Deep down I know that it is my fear controlling my life, and that I'm trying to protect myself.  From what, you ask?  From having to trust someone.  From having to trust them with my feelings, and with me having the feeling that all that trust will do for me is cause me pain.  Pain from the betrayal that I convince myself is imminent.  I don't know why I feel that I will always be betrayed, but the feeling is there, and it is real to me.  
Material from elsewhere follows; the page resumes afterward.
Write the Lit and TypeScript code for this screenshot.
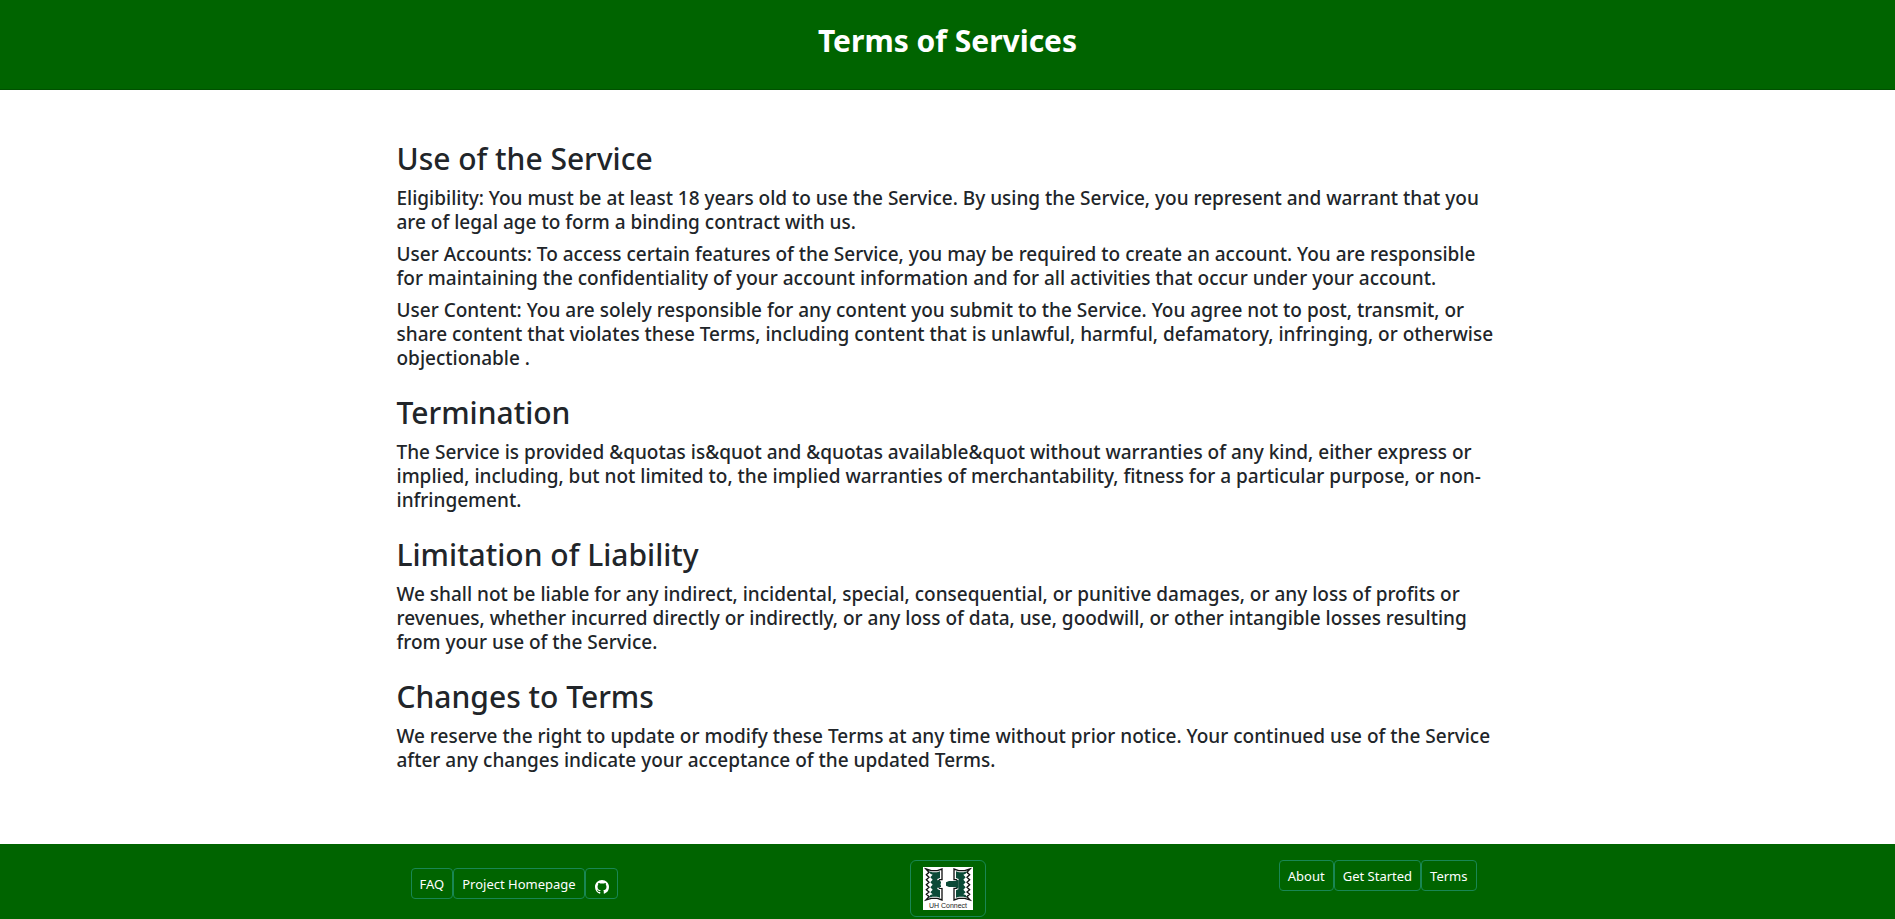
import { LitElement, html, css, svg } from "lit";
import { customElement } from "lit/decorators.js";

interface Section {
  title: string;
  items: string[];
}

const SECTIONS: Section[] = [
  {
    title: "Use of the Service",
    items: [
      "Eligibility: You must be at least 18 years old to use the Service. By using the Service, you represent and warrant that you are of legal age to form a binding contract with us.",
      "User Accounts: To access certain features of the Service, you may be required to create an account. You are responsible for maintaining the confidentiality of your account information and for all activities that occur under your account.",
      "User Content: You are solely responsible for any content you submit to the Service. You agree not to post, transmit, or share content that violates these Terms, including content that is unlawful, harmful, defamatory, infringing, or otherwise objectionable .",
    ],
  },
  {
    title: "Termination",
    items: [
      "The Service is provided &quotas is&quot and &quotas available&quot without warranties of any kind, either express or implied, including, but not limited to, the implied warranties of merchantability, fitness for a particular purpose, or non-infringement.",
    ],
  },
  {
    title: "Limitation of Liability",
    items: [
      "We shall not be liable for any indirect, incidental, special, consequential, or punitive damages, or any loss of profits or revenues, whether incurred directly or indirectly, or any loss of data, use, goodwill, or other intangible losses resulting from your use of the Service.",
    ],
  },
  {
    title: "Changes to Terms",
    items: [
      "We reserve the right to update or modify these Terms at any time without prior notice. Your continued use of the Service after any changes indicate your acceptance of the updated Terms.",
    ],
  },
];

@customElement("site-footer")
export class SiteFooter extends LitElement {
  static styles = css`
    :host {
      display: block;
      background: #006400;
    }
    .bar {
      box-sizing: border-box;
      max-width: 1102px;
      margin: 0 auto;
      padding: 16px 0 2px;
      display: grid;
      grid-template-columns: 1fr auto 1fr;
      align-items: start;
    }
    .group {
      display: flex;
    }
    .left {
      padding: 8px 0 0 14px;
    }
    .right {
      justify-content: flex-end;
      padding-right: 22px;
    }
    .btn {
      display: flex;
      align-items: center;
      box-sizing: border-box;
      padding: 5px 8px 3px;
      border: 1px solid #198754;
      border-radius: 4px;
      color: #fff;
      font-size: 13px;
      line-height: 21px;
      text-decoration: none;
      white-space: nowrap;
    }
    .icon {
      display: block;
      width: 14px;
      height: 14px;
      margin: 4px 0 0 1px;
    }
    .brand {
      padding: 6px 12px;
      border-radius: 6px;
    }
    .logo {
      display: block;
      width: 50px;
      height: 43px;
    }
  `;

  private half() {
    return svg`
      <path fill="#fff" stroke="#111" stroke-width="4" stroke-linejoin="miter"
        d="M9 6 L25 11 H43 L57 6 V38 H50 L46 43 V60 L50 64 H57 V99 L43 94 H25 L9 99 L18 89 L10 82 L18 75 L10 68 L18 61 L10 53 L18 46 L10 38 L18 31 L10 23 L18 16 Z"/>
      <path fill="#0b4a37"
        d="M18 13 L28 16 H42 L51 13 V33 L43 36 V66 L51 70 V92 L42 89 H28 L18 92 L22 84 L29 82 L22 76 L29 68 L22 61 L29 53 L22 46 L29 38 L22 31 L29 23 L22 20 Z"/>`;
  }

  render() {
    return html`
      <footer class="bar">
        <nav class="group left" aria-label="Project">
          <a class="btn" href="#faq">FAQ</a>
          <a class="btn" href="#project">Project Homepage</a>
          <a class="btn" href="#github" aria-label="GitHub">
            <svg class="icon" viewBox="0 0 16 16" fill="currentColor" aria-hidden="true">
              <path
                d="M8 0C3.58 0 0 3.58 0 8c0 3.54 2.29 6.53 5.47 7.59.4.07.55-.17.55-.38 0-.19-.01-.82-.01-1.49-2.01.37-2.53-.49-2.69-.94-.09-.23-.48-.94-.82-1.13-.28-.15-.68-.52-.01-.53.63-.01 1.08.58 1.23.82.72 1.21 1.87.87 2.33.66.07-.52.28-.87.51-1.07-1.78-.2-3.64-.89-3.64-3.95 0-.87.31-1.59.82-2.15-.08-.2-.36-1.02.08-2.12 0 0 .67-.21 2.2.82.64-.18 1.32-.27 2-.27s1.36.09 2 .27c1.53-1.04 2.2-.82 2.2-.82.44 1.1.16 1.92.08 2.12.51.56.82 1.27.82 2.15 0 3.07-1.87 3.75-3.65 3.95.29.25.54.73.54 1.48 0 1.07-.01 1.93-.01 2.2 0 .21.15.46.55.38A8.01 8.01 0 0 0 16 8c0-4.42-3.58-8-8-8z"
              />
            </svg>
          </a>
        </nav>
        <a class="btn brand" href="#home" aria-label="UH Connect">
          <svg class="logo" viewBox="0 0 150 129" aria-hidden="true">
            <rect width="150" height="129" fill="#fff" />
            <g>${this.half()}</g>
            <g transform="translate(150 0) scale(-1 1)">${this.half()}</g>
            <path fill="#fff" d="M44 42 H60 V62 H44 Z" />
            <path fill="#0b4a37" d="M42 40 H50 L54 45 V58 L50 62 H42 Z" />
            <path fill="#0b4a37" d="M107 38 V66 L96 60 H78 L69 56 V46 L78 42 H96 Z" />
            <circle cx="61" cy="52" r="8" fill="#fff" />
            <text
              x="75"
              y="124"
              text-anchor="middle"
              font-family="Liberation Sans, sans-serif"
              font-size="21"
              fill="#222"
            >UH Connect</text>
          </svg>
        </a>
        <nav class="group right" aria-label="Site">
          <a class="btn" href="#about">About</a>
          <a class="btn" href="#start">Get Started</a>
          <a class="btn" href="#terms">Terms</a>
        </nav>
      </footer>
    `;
  }
}

@customElement("app-root")
export class AppRoot extends LitElement {
  static styles = css`
    :host {
      display: flex;
      flex-direction: column;
      min-height: 100vh;
      background: #fff;
      color: #212529;
      font-family: "Noto Sans", "Open Sans", sans-serif;
    }
    .banner {
      background: #006400;
      border-bottom: 1px solid #005000;
      padding: 22px 16px 29px;
      text-align: center;
    }
    .title {
      margin: 0;
      color: #fff;
      font-size: 30px;
      font-weight: 700;
      line-height: 38px;
    }
    .content {
      box-sizing: border-box;
      width: 100%;
      max-width: 1102px;
      margin: 0 auto;
      padding: 50px 0 48px;
      flex: 1;
    }
    .section {
      padding-bottom: 16px;
    }
    .heading {
      margin: 0 0 8px;
      font-size: 30px;
      font-weight: 500;
      line-height: 38px;
    }
    .text {
      margin: 0 0 8px;
      font-size: 19px;
      font-weight: 500;
      line-height: 24px;
    }
  `;

  render() {
    return html`
      <header class="banner"><h1 class="title">Terms of Services</h1></header>
      <main class="content">
        ${SECTIONS.map(
          (s) => html`
            <section class="section">
              <h2 class="heading">${s.title}</h2>
              ${s.items.map((t) => html`<p class="text">${t}</p>`)}
            </section>
          `
        )}
      </main>
      <site-footer></site-footer>
    `;
  }
}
It is because that feeling of betrayal is there, with the combination of so few childhood memories that makes me wonder the source of my feelings.  Was there something that happened in my past to make me feel this way, and I simply don't remember because it was too traumatizing for me to deal with at such a young age?  Could that explain the strange child-like qualities people so often tell me I possess?  Am I just now becoming able to come to terms with whatever happened?  Right now, I am feeling as though that is the only possibility.  I've had a good life.  I remember no major upheavals or betrayals in my life thus far.  So what has caused all these deep, depressing, and dark thoughts to reside within me?  

And it is this challenge that I present to my inner-self, and to anyone else I manage to trust with these thoughts: What has causes all these deep, depressing, dark thoughts within me?  And once that question has been answered perhaps then I will be able to pose the second of, how do I start to deal with them, to make them go away?  Or if that is not possible, accept them and learn to face them?